Poachers killed six troops and two guides in a wildlife park in northern Cameroon, Defence Minister Joseph Beti Assomo said Monday.

"Six members of the defence forces and two civilian guides were killed " on Thursday during a clash with heavily-armed men on horseback in Bouba Ndjida national park in the north of the country, Beti Assomo said in a statement aired on state radio.

In 2012, 128 elephants were killed in the Bouba Ndjida park within two months, according to the government. The Worldwide Fund for Nature (WWF) put the figure at 480.

The WWF attributed that massacre to poachers from Sudan and Chad.

Since March 2012, Cameroon has deployed a hundred troops in the wildlife reserve to help deal with the threat from poachers and protect the elephant population for which the park is known.

The eight people killed in Thursday's violence were carrying out a routine patrol, source said.

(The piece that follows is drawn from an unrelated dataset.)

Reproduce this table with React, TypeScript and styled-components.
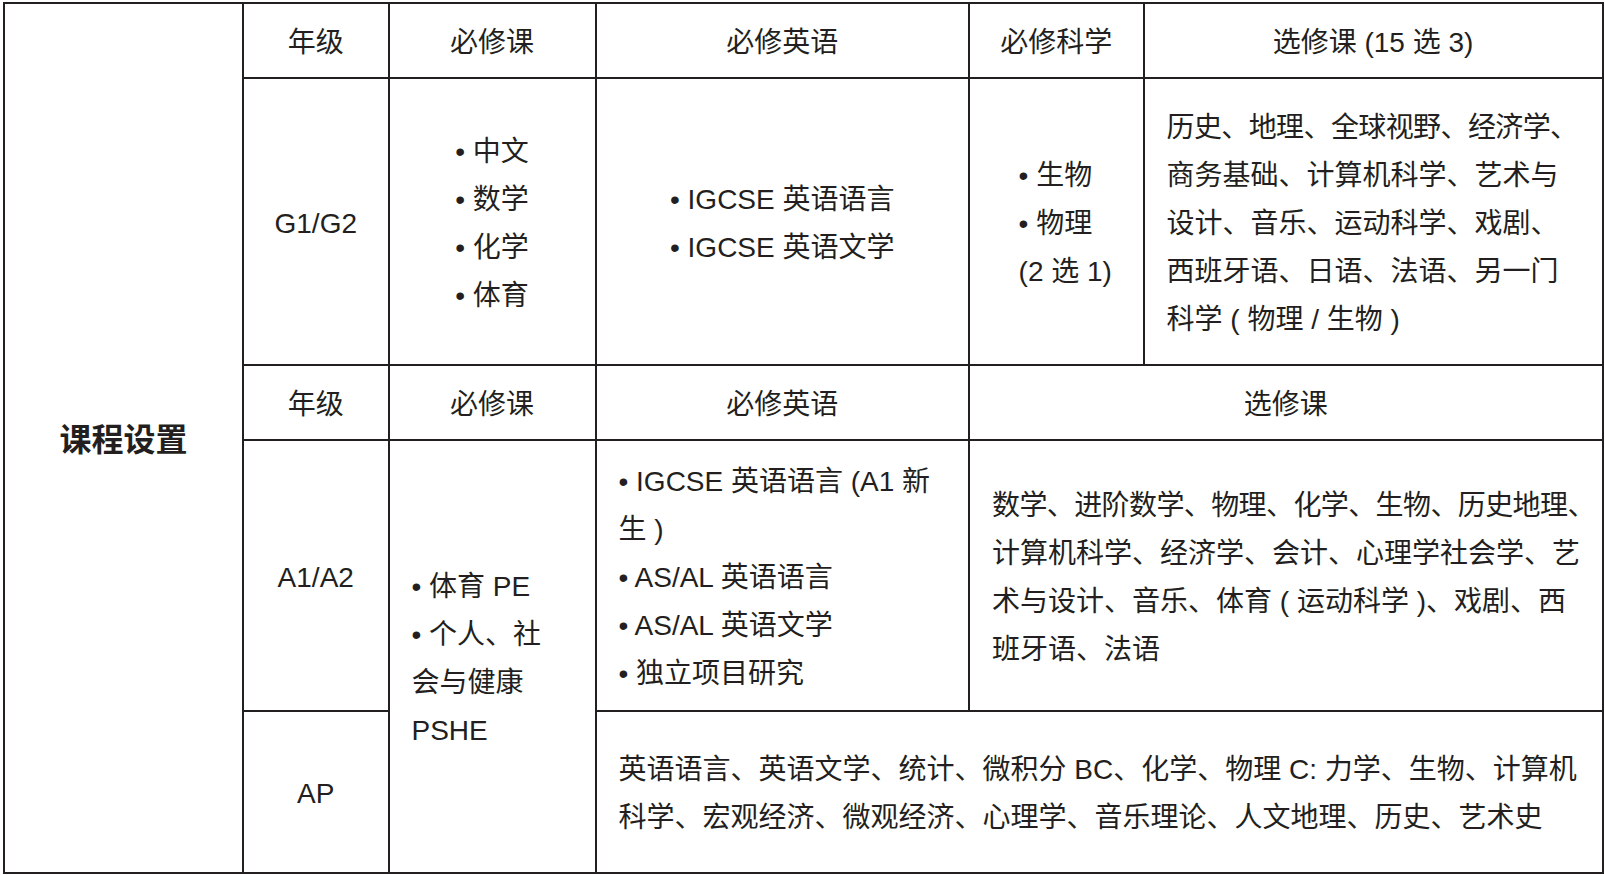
import styled, { createGlobalStyle } from 'styled-components';

const GlobalStyle = createGlobalStyle`
  body {
    margin: 0;
    background: #fff;
  }
`;

const Page = styled.div`
  padding: 2px 0 0 3px;
  overflow: hidden;
`;

const Table = styled.table`
  width: 1600px;
  table-layout: fixed;
  border-collapse: collapse;
  border: 2px solid #231f20;
  font-family: 'Liberation Sans', 'Noto Sans CJK SC', sans-serif;
  font-size: 28px;
  line-height: 48px;
  color: #231f20;
`;

const Row = styled.tr<{ $h: number }>`
  height: ${p => p.$h}px;
`;

const Cell = styled.td<{ $align?: 'center' | 'left' }>`
  border: 2px solid #231f20;
  padding: ${p => (p.$align === 'left' ? '4px 18px 0 22px' : '4px 20px 0')};
  vertical-align: middle;
  text-align: ${p => p.$align ?? 'center'};
`;

const TitleCell = styled(Cell)`
  font-size: 32px;
  font-weight: 700;
`;

const List = styled.ul<{ $shift?: number }>`
  display: inline-block;
  margin: 0 0 0 ${p => p.$shift ?? 0}px;
  padding: 0;
  list-style: none;
  text-align: left;
`;

const Item = styled.li``;

const Line = styled.span<{ $tight?: boolean }>`
  display: block;
  white-space: nowrap;
  letter-spacing: ${p => (p.$tight ? '-0.6px' : 'normal')};
`;

const COLS = [239, 145.5, 207, 373.5, 174.5, 459];

function Bullets({ items, shift }: { items: string[]; shift?: number }) {
  return (
    <List $shift={shift}>
      {items.map(t => (
        <Item key={t}>{t}</Item>
      ))}
    </List>
  );
}

// tight: lines the original squeezed so a trailing 、 still fits
function Lines({ lines, tight = [] }: { lines: string[]; tight?: number[] }) {
  return (
    <>
      {lines.map((t, i) => (
        <Line key={t} $tight={tight.includes(i)}>
          {t}
        </Line>
      ))}
    </>
  );
}

export default function App() {
  return (
    <Page>
      <GlobalStyle />
      <Table>
        <colgroup>
          {COLS.map((w, i) => (
            <col key={i} style={{ width: w }} />
          ))}
        </colgroup>
        <tbody>
          <Row $h={75}>
            <TitleCell rowSpan={5}>课程设置</TitleCell>
            <Cell>年级</Cell>
            <Cell>必修课</Cell>
            <Cell>必修英语</Cell>
            <Cell>必修科学</Cell>
            <Cell>选修课 (15 选 3)</Cell>
          </Row>
          <Row $h={287}>
            <Cell>G1/G2</Cell>
            <Cell>
              <Bullets items={['• 中文', '• 数学', '• 化学', '• 体育']} />
            </Cell>
            <Cell>
              <Bullets items={['• IGCSE 英语语言', '• IGCSE 英语文学']} />
            </Cell>
            <Cell>
              <Bullets items={['• 生物', '• 物理', '(2 选 1)']} shift={18} />
            </Cell>
            <Cell $align="left">
              <Lines
                tight={[0]}
                lines={[
                  '历史、地理、全球视野、经济学、',
                  '商务基础、计算机科学、艺术与',
                  '设计、音乐、运动科学、戏剧、',
                  '西班牙语、日语、法语、另一门',
                  '科学 ( 物理 / 生物 )',
                ]}
              />
            </Cell>
          </Row>
          <Row $h={75}>
            <Cell>年级</Cell>
            <Cell>必修课</Cell>
            <Cell>必修英语</Cell>
            <Cell colSpan={2}>选修课</Cell>
          </Row>
          <Row $h={271}>
            <Cell>A1/A2</Cell>
            <Cell rowSpan={2} $align="left">
              <Lines lines={['• 体育 PE', '• 个人、社', '会与健康', 'PSHE']} />
            </Cell>
            <Cell $align="left">
              <Lines
                lines={['• IGCSE 英语语言 (A1 新', '生 )', '• AS/AL 英语语言', '• AS/AL 英语文学', '• 独立项目研究']}
              />
            </Cell>
            <Cell colSpan={2} $align="left">
              <Lines
                tight={[0]}
                lines={[
                  '数学、进阶数学、物理、化学、生物、历史地理、',
                  '计算机科学、经济学、会计、心理学社会学、艺',
                  '术与设计、音乐、体育 ( 运动科学 )、戏剧、西',
                  '班牙语、法语',
                ]}
              />
            </Cell>
          </Row>
          <Row $h={162}>
            <Cell>AP</Cell>
            <Cell colSpan={3} $align="left">
              <Lines
                lines={[
                  '英语语言、英语文学、统计、微积分 BC、化学、物理 C: 力学、生物、计算机',
                  '科学、宏观经济、微观经济、心理学、音乐理论、人文地理、历史、艺术史',
                ]}
              />
            </Cell>
          </Row>
        </tbody>
      </Table>
    </Page>
  );
}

Poaching has killed an estimated 110,000 elephants over the last decade, with transnational organised crime syndicates taking over the illicit trade.

The most recent figures, for 2016, showed the global trade in illegal ivory continues to thrive in light of record seizures despite a decline in poaching.

According to the Great Elephant Census in 2016, the first ever pan-African survey of savanna elephants, numbers are estimated to have fallen to 352,000, down from 1.3 million in 1979.